Return all lines where the word "styles" can be found.

____

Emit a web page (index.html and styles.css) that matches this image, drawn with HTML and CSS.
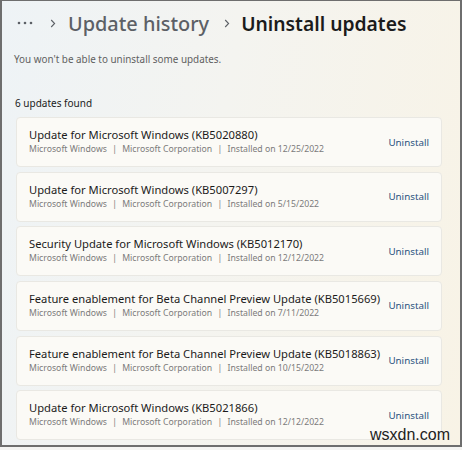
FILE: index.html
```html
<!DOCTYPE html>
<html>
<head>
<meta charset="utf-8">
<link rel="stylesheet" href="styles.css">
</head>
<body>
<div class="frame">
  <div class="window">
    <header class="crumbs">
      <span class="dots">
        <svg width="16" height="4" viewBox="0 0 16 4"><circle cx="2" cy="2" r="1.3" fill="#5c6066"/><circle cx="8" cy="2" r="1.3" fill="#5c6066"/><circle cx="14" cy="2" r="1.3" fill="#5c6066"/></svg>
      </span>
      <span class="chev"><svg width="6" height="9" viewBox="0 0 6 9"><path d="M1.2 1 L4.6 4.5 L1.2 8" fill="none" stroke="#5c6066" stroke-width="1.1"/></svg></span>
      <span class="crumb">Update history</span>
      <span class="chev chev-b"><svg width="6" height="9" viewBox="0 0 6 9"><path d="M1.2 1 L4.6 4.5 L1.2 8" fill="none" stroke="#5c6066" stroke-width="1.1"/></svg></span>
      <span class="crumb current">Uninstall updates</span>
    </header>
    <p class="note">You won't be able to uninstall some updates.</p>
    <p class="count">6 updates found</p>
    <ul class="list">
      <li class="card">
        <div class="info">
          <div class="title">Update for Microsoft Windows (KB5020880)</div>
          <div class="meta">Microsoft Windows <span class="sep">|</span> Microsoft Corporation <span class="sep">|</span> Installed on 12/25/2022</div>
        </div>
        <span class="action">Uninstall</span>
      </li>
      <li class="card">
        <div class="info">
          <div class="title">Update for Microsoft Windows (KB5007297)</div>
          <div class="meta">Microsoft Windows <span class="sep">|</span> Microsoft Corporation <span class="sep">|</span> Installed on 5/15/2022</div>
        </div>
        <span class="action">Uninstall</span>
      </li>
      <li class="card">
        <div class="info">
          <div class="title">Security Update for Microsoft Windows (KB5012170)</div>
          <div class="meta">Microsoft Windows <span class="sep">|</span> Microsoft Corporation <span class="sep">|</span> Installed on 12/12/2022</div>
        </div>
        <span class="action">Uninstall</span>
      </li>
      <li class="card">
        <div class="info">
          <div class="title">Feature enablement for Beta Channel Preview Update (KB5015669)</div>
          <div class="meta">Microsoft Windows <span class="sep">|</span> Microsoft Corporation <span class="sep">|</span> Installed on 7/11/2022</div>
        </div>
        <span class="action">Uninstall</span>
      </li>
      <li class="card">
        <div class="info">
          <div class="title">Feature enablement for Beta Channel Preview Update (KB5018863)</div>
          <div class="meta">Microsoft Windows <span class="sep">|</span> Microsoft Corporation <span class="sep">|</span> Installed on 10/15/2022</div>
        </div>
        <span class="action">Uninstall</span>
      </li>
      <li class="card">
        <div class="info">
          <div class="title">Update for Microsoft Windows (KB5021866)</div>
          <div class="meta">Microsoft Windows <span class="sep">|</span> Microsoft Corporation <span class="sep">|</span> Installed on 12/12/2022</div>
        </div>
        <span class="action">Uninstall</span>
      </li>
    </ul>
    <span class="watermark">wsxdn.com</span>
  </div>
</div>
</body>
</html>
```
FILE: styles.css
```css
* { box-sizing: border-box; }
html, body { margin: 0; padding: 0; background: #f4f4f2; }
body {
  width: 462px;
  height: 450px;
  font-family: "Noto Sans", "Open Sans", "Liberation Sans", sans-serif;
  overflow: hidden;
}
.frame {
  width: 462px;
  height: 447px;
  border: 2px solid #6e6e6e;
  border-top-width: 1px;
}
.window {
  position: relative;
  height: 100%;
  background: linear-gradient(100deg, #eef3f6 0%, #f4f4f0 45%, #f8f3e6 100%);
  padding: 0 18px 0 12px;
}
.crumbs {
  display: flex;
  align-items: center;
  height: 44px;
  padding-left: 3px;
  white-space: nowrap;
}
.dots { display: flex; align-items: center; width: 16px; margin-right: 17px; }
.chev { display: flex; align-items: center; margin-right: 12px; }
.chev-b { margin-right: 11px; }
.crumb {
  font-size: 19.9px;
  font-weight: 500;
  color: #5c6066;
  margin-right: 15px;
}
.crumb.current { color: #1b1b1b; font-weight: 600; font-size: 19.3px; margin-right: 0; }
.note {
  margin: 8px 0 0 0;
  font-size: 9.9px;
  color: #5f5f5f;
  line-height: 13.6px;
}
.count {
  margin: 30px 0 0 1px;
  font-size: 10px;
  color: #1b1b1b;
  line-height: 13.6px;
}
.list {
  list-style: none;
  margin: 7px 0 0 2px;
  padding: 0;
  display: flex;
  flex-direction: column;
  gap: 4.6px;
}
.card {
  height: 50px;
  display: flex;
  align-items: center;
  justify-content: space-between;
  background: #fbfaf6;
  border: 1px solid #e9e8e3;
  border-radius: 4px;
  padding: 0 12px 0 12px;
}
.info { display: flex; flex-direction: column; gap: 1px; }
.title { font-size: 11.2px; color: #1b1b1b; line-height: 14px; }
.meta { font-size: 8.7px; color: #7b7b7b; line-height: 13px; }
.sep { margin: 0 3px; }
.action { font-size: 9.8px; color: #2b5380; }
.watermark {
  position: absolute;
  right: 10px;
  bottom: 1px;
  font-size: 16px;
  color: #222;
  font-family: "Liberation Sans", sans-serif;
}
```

____

__Task solution__
Emit a web page (index.html and styles.css) that matches this image, drawn with HTML and CSS.
<link rel="stylesheet" href="styles.css">
FILE: styles.css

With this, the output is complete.